>> Begin

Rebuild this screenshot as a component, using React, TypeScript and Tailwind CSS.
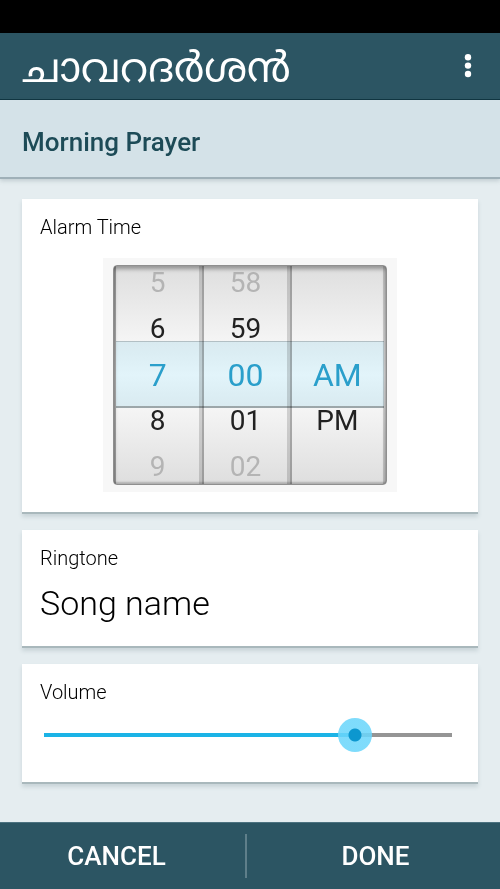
import { useState } from "react"
import clsx from "clsx"

const HOURS = ["1", "2", "3", "4", "5", "6", "7", "8", "9", "10", "11", "12"]
const MINUTES = Array.from({ length: 60 }, (_, i) => String(i).padStart(2, "0"))
const PERIODS = ["AM", "PM"]

const MAX_VOLUME = 14

interface WheelProps {
  label: string
  items: string[]
  value: number
  onChange: (index: number) => void
  wrap?: boolean
}

function Wheel({ label, items, value, onChange, wrap = true }: WheelProps) {
  return (
    <div
      role="group"
      aria-label={label}
      className="flex flex-col justify-center overflow-hidden border-r-3 border-l-2 border-r-black/15 border-l-black/30"
    >
      {[-2, -1, 0, 1, 2].map((offset) => {
        const raw = value + offset
        const index = wrap ? (raw + items.length) % items.length : raw
        const item = items[index]

        if (!item) return <div key={offset} className="h-[46px] shrink-0" />

        return (
          <button
            key={offset}
            type="button"
            aria-pressed={offset === 0}
            onClick={() => onChange(index)}
            className={clsx(
              "h-[46px] shrink-0 leading-none",
              offset === 0 && "text-[32px] text-[#2fa6cf]",
              Math.abs(offset) === 1 && "text-[28px] text-[#222222]",
              Math.abs(offset) === 2 && "text-[28px] text-[#b4b4b4]"
            )}
          >
            {item}
          </button>
        )
      })}
    </div>
  )
}

function Card({ className, children }: { className?: string; children: React.ReactNode }) {
  return (
    <section
      className={clsx(
        "border-b-2 border-[#a9b8bc] bg-white px-[18px] shadow-[0_3px_4px_rgba(90,115,125,0.2)]",
        className
      )}
    >
      {children}
    </section>
  )
}

export default function App() {
  const [hour, setHour] = useState(6)
  const [minute, setMinute] = useState(0)
  const [period, setPeriod] = useState(0)
  const [volume, setVolume] = useState(11)

  const fill = `calc(17px + (100% - 34px) * ${volume / MAX_VOLUME})`

  return (
    <div className="flex min-h-screen flex-col bg-[#e5edf0] font-['Roboto',sans-serif] text-black">
      {/* Status bar */}
      <div className="h-[33px] shrink-0 bg-black" />

      {/* App bar */}
      <header className="flex h-[67px] shrink-0 items-center justify-between border-b border-[#0f3440] bg-[#2c5563] pr-4 pl-[22px]">
        <h1 lang="ml" className="pt-3 font-['Noto_Sans_Malayalam','Noto_Sans',sans-serif] text-[41px] leading-none whitespace-nowrap text-white">
          ചാവറദർശൻ
        </h1>
        <button type="button" aria-label="More options" className="flex h-10 w-8 items-center justify-center text-white">
          <svg viewBox="0 0 8 26" className="h-[26px] w-2" fill="currentColor">
            <circle cx="4" cy="4.2" r="3.2" />
            <circle cx="4" cy="12.6" r="3.2" />
            <circle cx="4" cy="21" r="3.2" />
          </svg>
        </button>
      </header>

      <div className="flex h-[79px] shrink-0 items-center border-b-2 border-[#9fb0b8] bg-[#d4e2e8] px-[22px] pt-2 shadow-[0_2px_4px_rgba(90,115,125,0.25)]">
        <h2 className="text-[26px] font-medium text-[#1d4b57]">Morning Prayer</h2>
      </div>

      <main className="flex flex-1 flex-col gap-4 px-[22px] pt-5 pb-9">
        <Card className="pt-3.5 pb-5">
          <h3 className="text-[20px] leading-7 font-light">Alarm Time</h3>
          <div className="mx-auto mt-[17px] w-[294px] bg-[#f7f7f7] px-[10px] py-[7px]">
            <div className="relative grid h-[220px] grid-cols-[88fr_87fr_96fr] overflow-hidden rounded-sm border border-[#8f8f8f] bg-linear-to-b from-[#dedede] via-[#ffffff] to-[#dedede]">
              <Wheel label="Hour" items={HOURS} value={hour} onChange={setHour} />
              <Wheel label="Minute" items={MINUTES} value={minute} onChange={setMinute} />
              <Wheel label="AM or PM" items={PERIODS} value={period} onChange={setPeriod} wrap={false} />
              {/* Shade under the top and bottom lips */}
              <div className="pointer-events-none absolute inset-0 shadow-[inset_0_3px_4px_rgba(0,0,0,0.35),inset_0_-2px_2px_rgba(0,0,0,0.2)]" />
              {/* Selected row band */}
              <div className="pointer-events-none absolute inset-x-0.5 top-[75px] h-[67px] border-t border-b-2 border-t-[#b9c7cc] border-b-[#a3adb0] bg-[#c5e9f5]/50 mix-blend-multiply" />
            </div>
          </div>
        </Card>

        <Card className="pt-3.5 pb-5">
          <h3 className="text-[20px] leading-7 font-light">Ringtone</h3>
          <button type="button" className="mt-2 block text-[34px] leading-[46px] font-light">
            Song name
          </button>
        </Card>

        <Card className="pt-3.5 pb-[30px]">
          <label htmlFor="volume" className="block text-[20px] leading-7 font-light">
            Volume
          </label>
          <div className="mt-3 pr-2 pl-1">
            <input
              id="volume"
              type="range"
              min={0}
              max={MAX_VOLUME}
              value={volume}
              onChange={(e) => setVolume(Number(e.target.value))}
              style={{ backgroundImage: `linear-gradient(to right, #1bb3e6 ${fill}, #959595 ${fill})` }}
              className="block h-[34px] w-full cursor-pointer appearance-none bg-[length:100%_4px] bg-center bg-no-repeat [&::-webkit-slider-thumb]:size-[34px] [&::-webkit-slider-thumb]:appearance-none [&::-webkit-slider-thumb]:rounded-full [&::-webkit-slider-thumb]:bg-[radial-gradient(circle,#0c97cf_6px,#6bd6fbdd_7px)]"
            />
          </div>
        </Card>
      </main>

      <footer className="grid h-[67px] shrink-0 grid-cols-[247fr_253fr] items-center border-t border-[#4c7280] bg-[#2c5563] text-[26px] font-medium text-white">
        <button type="button" className="h-11 border-r-2 border-[#5f7f8a] pr-3">
          CANCEL
        </button>
        <button type="button" className="h-11 pl-1">
          DONE
        </button>
      </footer>
    </div>
  )
}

>> End

→ **Work to be completed**
Quote every line word for word and keep the images out of the copy.

→ **Answer for the task**
Rebuild this screenshot as a component, using React, TypeScript and Tailwind CSS.
import { useState } from "react"
import clsx from "clsx"

const HOURS = ["1", "2", "3", "4", "5", "6", "7", "8", "9", "10", "11", "12"]
const MINUTES = Array.from({ length: 60 }, (_, i) => String(i).padStart(2, "0"))
const PERIODS = ["AM", "PM"]

const MAX_VOLUME = 14

interface WheelProps {
  label: string
  items: string[]
  value: number
  onChange: (index: number) => void
  wrap?: boolean
}

function Wheel({ label, items, value, onChange, wrap = true }: WheelProps) {
  return (
    <div
      role="group"
      aria-label={label}
      className="flex flex-col justify-center overflow-hidden border-r-3 border-l-2 border-r-black/15 border-l-black/30"
    >
      {[-2, -1, 0, 1, 2].map((offset) => {
        const raw = value + offset
        const index = wrap ? (raw + items.length) % items.length : raw
        const item = items[index]

        if (!item) return <div key={offset} className="h-[46px] shrink-0" />

        return (
          <button
            key={offset}
            type="button"
            aria-pressed={offset === 0}
            onClick={() => onChange(index)}
            className={clsx(
              "h-[46px] shrink-0 leading-none",
              offset === 0 && "text-[32px] text-[#2fa6cf]",
              Math.abs(offset) === 1 && "text-[28px] text-[#222222]",
              Math.abs(offset) === 2 && "text-[28px] text-[#b4b4b4]"
            )}
          >
            {item}
          </button>
        )
      })}
    </div>
  )
}

function Card({ className, children }: { className?: string; children: React.ReactNode }) {
  return (
    <section
      className={clsx(
        "border-b-2 border-[#a9b8bc] bg-white px-[18px] shadow-[0_3px_4px_rgba(90,115,125,0.2)]",
        className
      )}
    >
      {children}
    </section>
  )
}

export default function App() {
  const [hour, setHour] = useState(6)
  const [minute, setMinute] = useState(0)
  const [period, setPeriod] = useState(0)
  const [volume, setVolume] = useState(11)

  const fill = `calc(17px + (100% - 34px) * ${volume / MAX_VOLUME})`

  return (
    <div className="flex min-h-screen flex-col bg-[#e5edf0] font-['Roboto',sans-serif] text-black">
      {/* Status bar */}
      <div className="h-[33px] shrink-0 bg-black" />

      {/* App bar */}
      <header className="flex h-[67px] shrink-0 items-center justify-between border-b border-[#0f3440] bg-[#2c5563] pr-4 pl-[22px]">
        <h1 lang="ml" className="pt-3 font-['Noto_Sans_Malayalam','Noto_Sans',sans-serif] text-[41px] leading-none whitespace-nowrap text-white">
          ചാവറദർശൻ
        </h1>
        <button type="button" aria-label="More options" className="flex h-10 w-8 items-center justify-center text-white">
          <svg viewBox="0 0 8 26" className="h-[26px] w-2" fill="currentColor">
            <circle cx="4" cy="4.2" r="3.2" />
            <circle cx="4" cy="12.6" r="3.2" />
            <circle cx="4" cy="21" r="3.2" />
          </svg>
        </button>
      </header>

      <div className="flex h-[79px] shrink-0 items-center border-b-2 border-[#9fb0b8] bg-[#d4e2e8] px-[22px] pt-2 shadow-[0_2px_4px_rgba(90,115,125,0.25)]">
        <h2 className="text-[26px] font-medium text-[#1d4b57]">Morning Prayer</h2>
      </div>

      <main className="flex flex-1 flex-col gap-4 px-[22px] pt-5 pb-9">
        <Card className="pt-3.5 pb-5">
          <h3 className="text-[20px] leading-7 font-light">Alarm Time</h3>
          <div className="mx-auto mt-[17px] w-[294px] bg-[#f7f7f7] px-[10px] py-[7px]">
            <div className="relative grid h-[220px] grid-cols-[88fr_87fr_96fr] overflow-hidden rounded-sm border border-[#8f8f8f] bg-linear-to-b from-[#dedede] via-[#ffffff] to-[#dedede]">
              <Wheel label="Hour" items={HOURS} value={hour} onChange={setHour} />
              <Wheel label="Minute" items={MINUTES} value={minute} onChange={setMinute} />
              <Wheel label="AM or PM" items={PERIODS} value={period} onChange={setPeriod} wrap={false} />
              {/* Shade under the top and bottom lips */}
              <div className="pointer-events-none absolute inset-0 shadow-[inset_0_3px_4px_rgba(0,0,0,0.35),inset_0_-2px_2px_rgba(0,0,0,0.2)]" />
              {/* Selected row band */}
              <div className="pointer-events-none absolute inset-x-0.5 top-[75px] h-[67px] border-t border-b-2 border-t-[#b9c7cc] border-b-[#a3adb0] bg-[#c5e9f5]/50 mix-blend-multiply" />
            </div>
          </div>
        </Card>

        <Card className="pt-3.5 pb-5">
          <h3 className="text-[20px] leading-7 font-light">Ringtone</h3>
          <button type="button" className="mt-2 block text-[34px] leading-[46px] font-light">
            Song name
          </button>
        </Card>

        <Card className="pt-3.5 pb-[30px]">
          <label htmlFor="volume" className="block text-[20px] leading-7 font-light">
            Volume
          </label>
          <div className="mt-3 pr-2 pl-1">
            <input
              id="volume"
              type="range"
              min={0}
              max={MAX_VOLUME}
              value={volume}
              onChange={(e) => setVolume(Number(e.target.value))}
              style={{ backgroundImage: `linear-gradient(to right, #1bb3e6 ${fill}, #959595 ${fill})` }}
              className="block h-[34px] w-full cursor-pointer appearance-none bg-[length:100%_4px] bg-center bg-no-repeat [&::-webkit-slider-thumb]:size-[34px] [&::-webkit-slider-thumb]:appearance-none [&::-webkit-slider-thumb]:rounded-full [&::-webkit-slider-thumb]:bg-[radial-gradient(circle,#0c97cf_6px,#6bd6fbdd_7px)]"
            />
          </div>
        </Card>
      </main>

      <footer className="grid h-[67px] shrink-0 grid-cols-[247fr_253fr] items-center border-t border-[#4c7280] bg-[#2c5563] text-[26px] font-medium text-white">
        <button type="button" className="h-11 border-r-2 border-[#5f7f8a] pr-3">
          CANCEL
        </button>
        <button type="button" className="h-11 pl-1">
          DONE
        </button>
      </footer>
    </div>
  )
}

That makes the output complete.